I have stuff I need to do and planning for my future and crap but I literally don’t want to do anything. Like even fun stuff just doesn’t sound appealing. Usually spending time outside helps when I’m in a funk but it was so dry for most of the summer and still is now that the creeks are literally drying up and everything in them is dying. I can literally walk on the creek bed in places Or along the entire thing.

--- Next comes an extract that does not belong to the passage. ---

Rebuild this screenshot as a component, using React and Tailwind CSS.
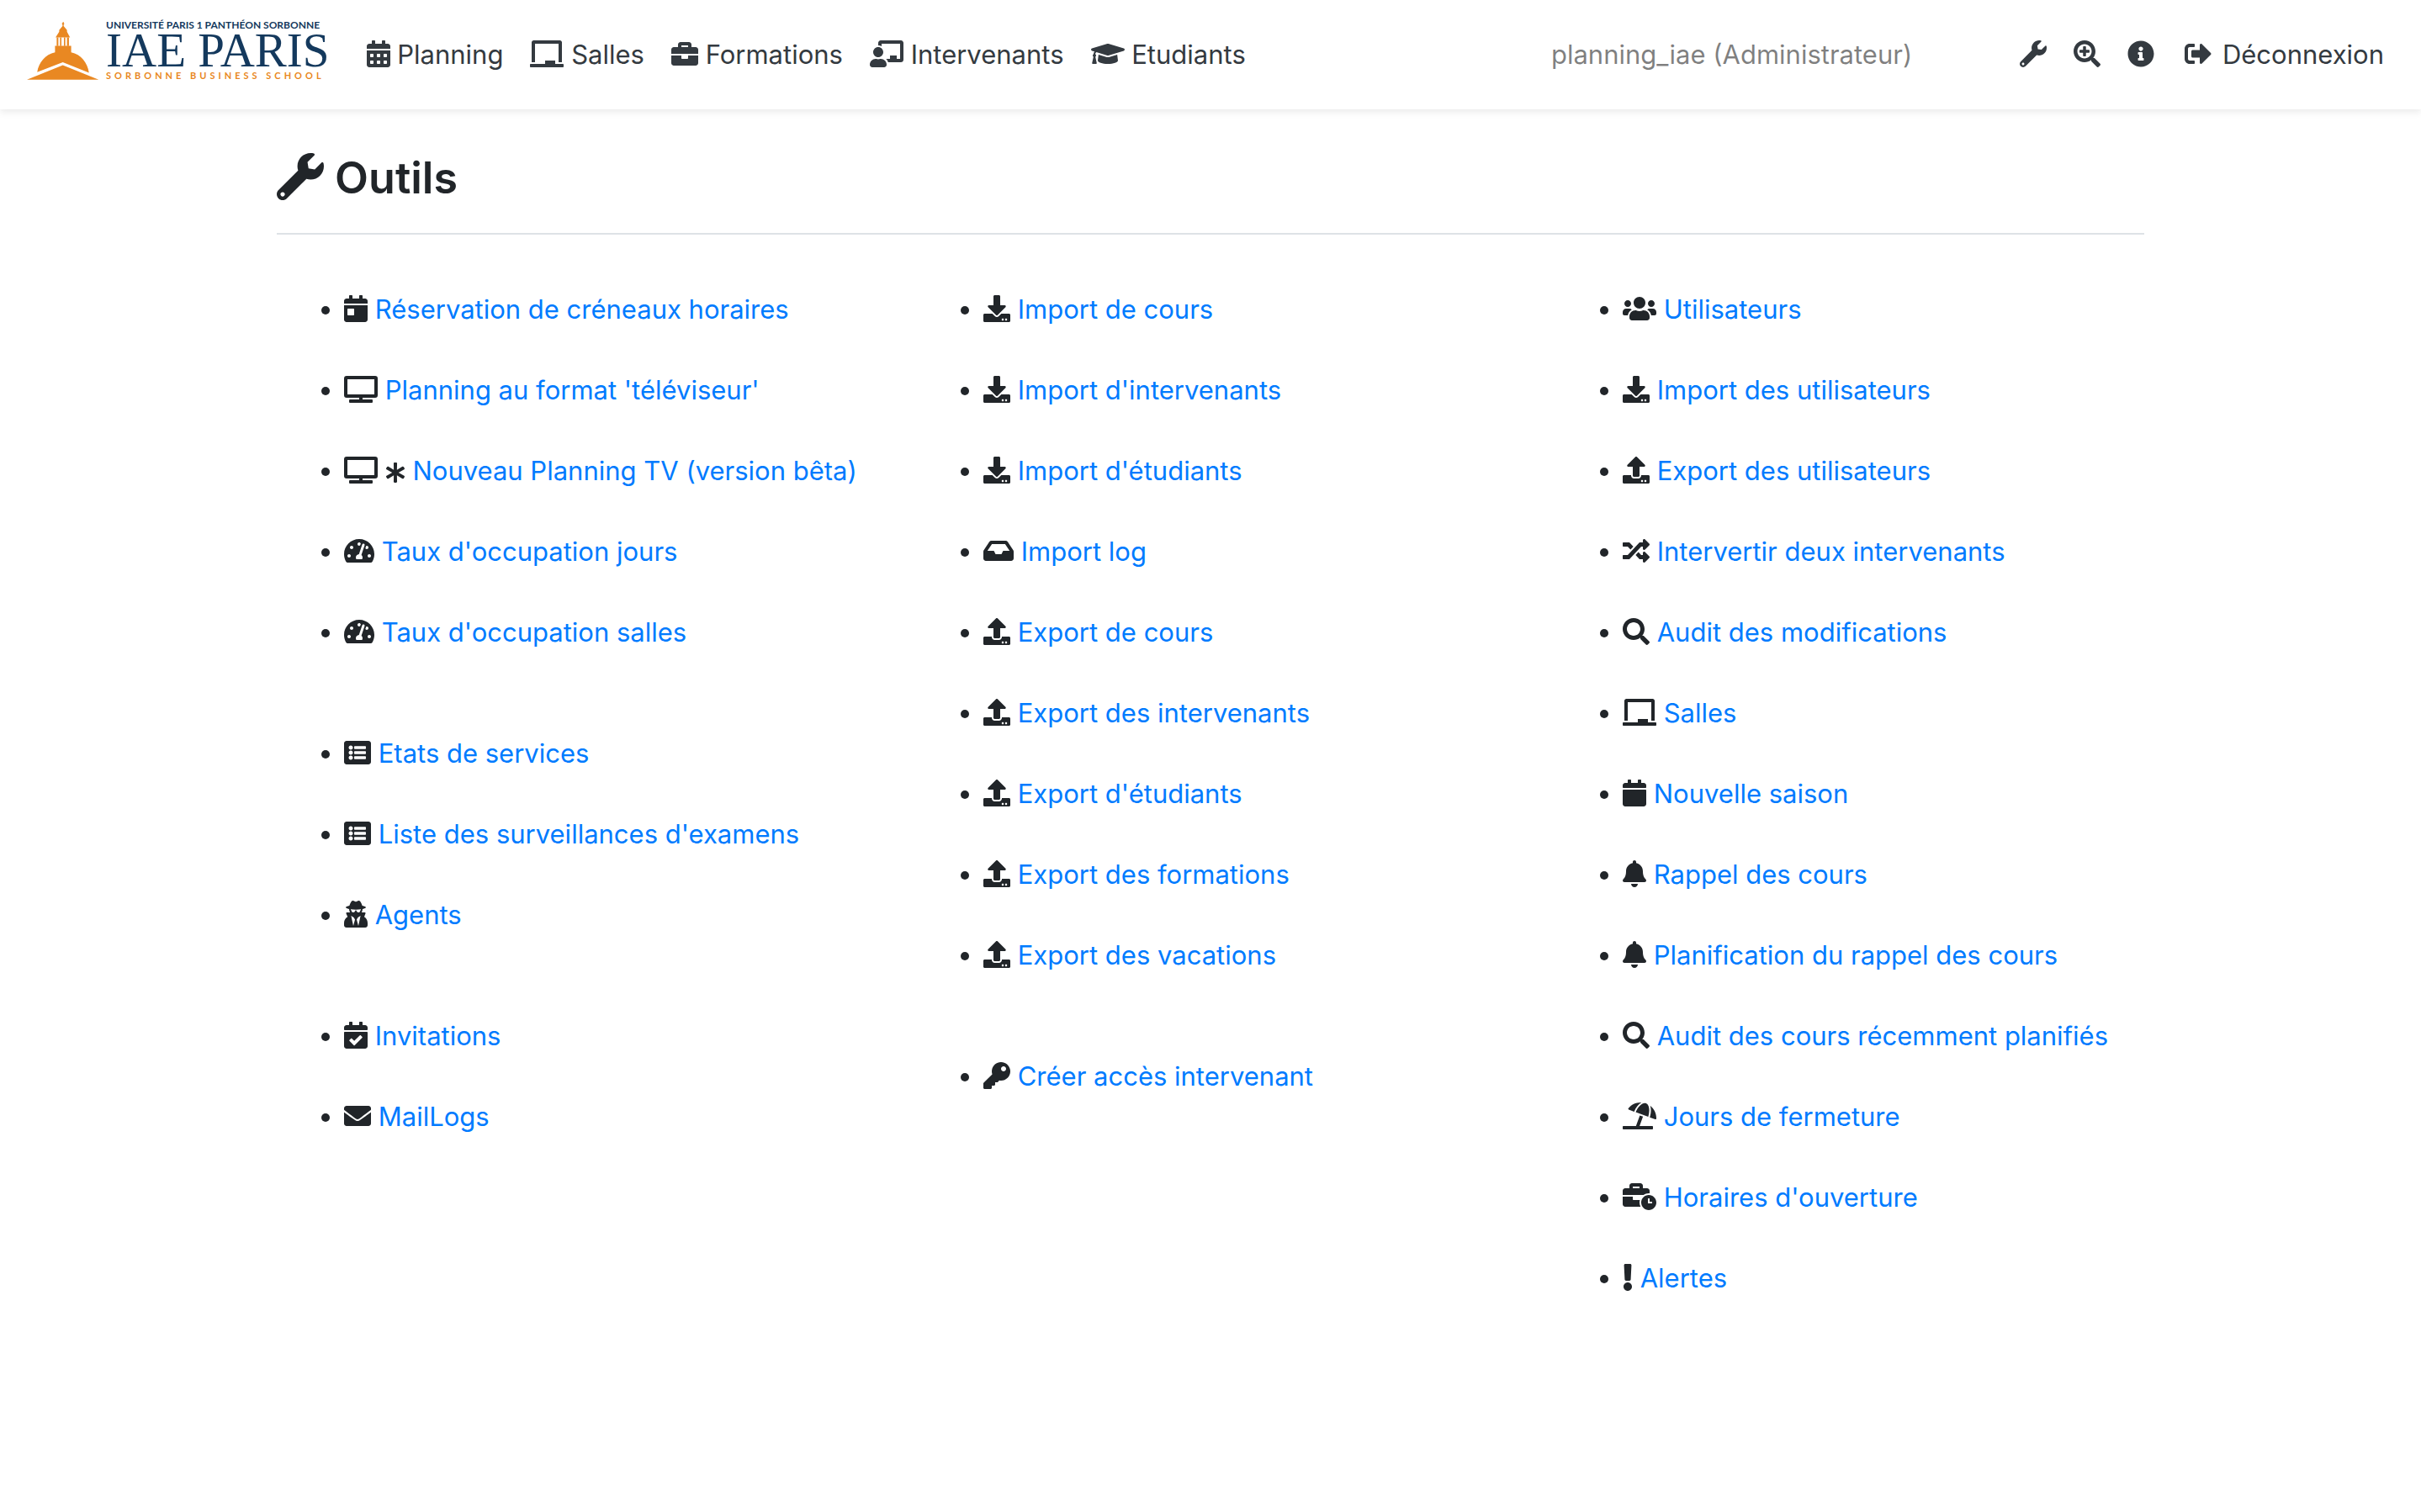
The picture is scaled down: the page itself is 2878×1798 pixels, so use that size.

So these isolated pools have been forming as the streams dry up. A pretty big puddle that was there on Saturday afternoon was completely gone by the time I went after my first class this morning. Just a pile of fish in the mud. But then I noticed two of them move, so I found a styrofoam cup and ran to get some water from further down the stream and put them in it. And as I nudged the other fish in the mud around with a stick more of them started twitching. I don’t know how they possibly survived like that for as long as they had to have been without water, but a good handful of them were swimming around just fine by the time I got them to where I transferred them (there’s a main creek that still has water in it that the smaller ones connect to not far from where I got them). Most were too far gone by the time I got to them, but I honestly didn’t expect any of them to make it. Seven or so swam off just fine. 

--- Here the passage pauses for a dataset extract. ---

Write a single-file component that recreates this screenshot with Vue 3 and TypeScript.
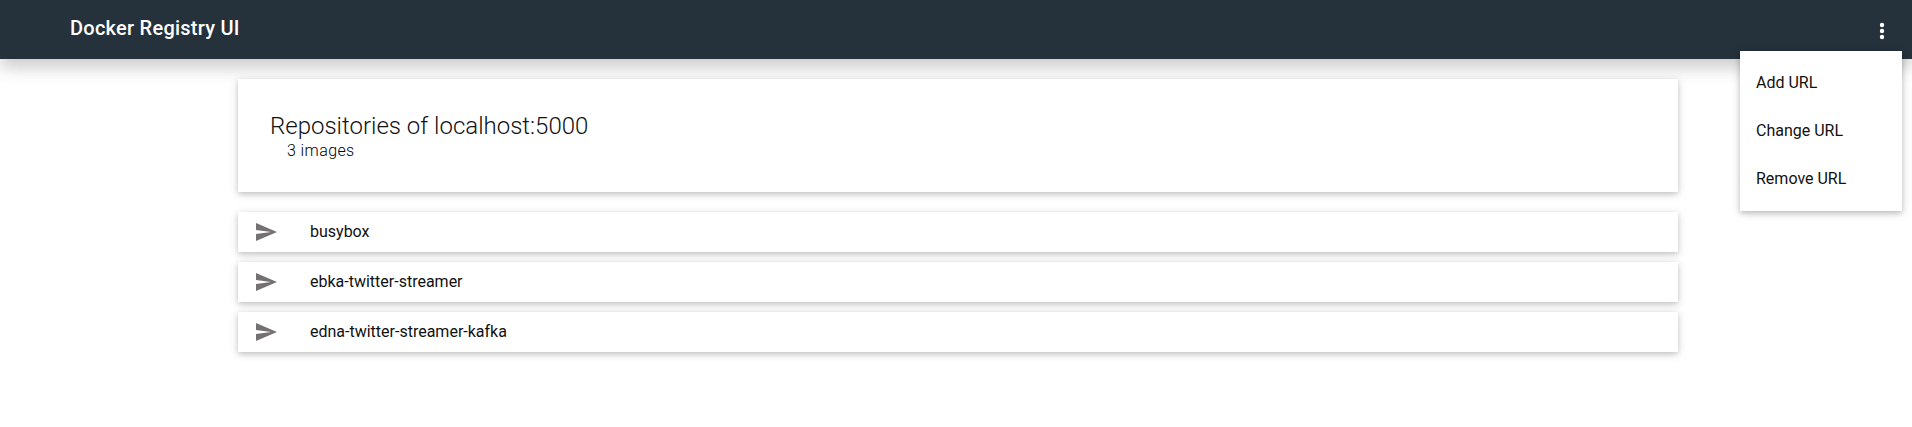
<script setup lang="ts">
const menuItems: string[] = ['Add URL', 'Change URL', 'Remove URL']
const repositories: string[] = ['busybox', 'ebka-twitter-streamer', 'edna-twitter-streamer-kafka']
const registry = 'localhost:5000'
</script>

<template>
  <div class="app">
    <header class="navbar">
      <span class="logo">Docker Registry UI</span>
      <div class="menu">
        <button class="menu-toggle" aria-label="Menu">
          <svg viewBox="0 0 24 24" width="24" height="24">
            <circle cx="12" cy="6" r="2.2" />
            <circle cx="12" cy="12" r="2.2" />
            <circle cx="12" cy="18" r="2.2" />
          </svg>
        </button>
        <ul class="dropdown">
          <li v-for="item in menuItems" :key="item">{{ item }}</li>
        </ul>
      </div>
    </header>
    <main class="content">
      <section class="card title-card">
        <h2>Repositories of {{ registry }}</h2>
        <div class="count">{{ repositories.length }} images</div>
      </section>
      <section v-for="repo in repositories" :key="repo" class="card row">
        <svg class="send" viewBox="0 0 24 24" width="24" height="24">
          <path d="M2.01 21L23 12 2.01 3 2 10l15 2-15 2z" />
        </svg>
        <span class="name">{{ repo }}</span>
      </section>
    </main>
  </div>
</template>

<style>
html,
body {
  background: #fff;
  overflow: hidden;
}
</style>

<style scoped>
.app {
  font-family: Roboto, "Liberation Sans", sans-serif;
  font-size: 16px;
  color: #111;
}
.navbar {
  box-sizing: border-box;
  height: 59px;
  padding: 0 18px 0 70px;
  display: flex;
  align-items: center;
  justify-content: space-between;
  background: #25313b;
  box-shadow: 0 8px 17px 0 rgba(0, 0, 0, 0.13), 0 6px 20px 0 rgba(0, 0, 0, 0.11);
}
.logo {
  color: #fff;
  font-size: 20px;
  font-weight: 500;
  letter-spacing: 0.25px;
  line-height: 24px;
  padding-bottom: 3px;
}
.menu {
  position: relative;
}
.menu-toggle {
  display: block;
  border: 0;
  padding: 0;
  margin-top: 3px;
  background: none;
  width: 24px;
  height: 24px;
  fill: #fff;
}
.dropdown {
  position: absolute;
  z-index: 2;
  top: 35px;
  right: -8px;
  box-sizing: border-box;
  width: 162px;
  margin: 0;
  padding: 8px 0;
  list-style: none;
  background: #fff;
  box-shadow: 0 2px 5px 0 rgba(0, 0, 0, 0.18), 0 2px 10px 0 rgba(0, 0, 0, 0.14);
}
.dropdown li {
  padding: 0 16px;
  line-height: 48px;
}
.content {
  width: 1440px;
  margin: 20px 0 0 238px;
}
.card {
  background: #fff;
  box-sizing: border-box;
  box-shadow: 0 2px 5px 0 rgba(0, 0, 0, 0.16), 0 2px 10px 0 rgba(0, 0, 0, 0.12);
}
.title-card {
  height: 113px;
  padding: 33px 32px 32px;
  margin-bottom: 20px;
  font-weight: 300;
}
h2 {
  margin: 0;
  font-size: 24px;
  font-weight: 300;
  line-height: 29px;
}
.count {
  padding-left: 17px;
  letter-spacing: 0.4px;
  line-height: 20px;
  color: #000;
}
.row {
  display: flex;
  align-items: center;
  height: 40px;
  margin-bottom: 10px;
  padding-left: 16px;
}
.name {
  padding-bottom: 2px;
}
.send {
  fill: #757171;
  margin-right: 32px;
}
</style>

And like, it’s literally maybe half a mile from the spot I found them and it’s the same waterway, so it isn’t like I introduced a new species or anything, but part of me still felt like that was wrong for some reason. Like I was breaking the rules or being a bad biologist or some crap like that. But had I not done anything they would have died, and it’s not like someone else was going to. So knowing I’d just left them to suffocate to death (which apparently takes a lot longer than I would’ve thought for small fish) would’ve just killed me internally.

Also lately I’ve been feeling guilty about essentially everything for no good reason. Like saying things a bit harsher than intended and feeling like a bitch immediately afterward. And just feeling like I give my friends so much crap and they’re still so kind to me and I feel like I almost don’t deserve that. Which is bullcrap, and I know that, but it doesn’t keep me from feeling that way.

I just have other things I need to be focused on that isn’t feeling bad about everything and I’m so over it.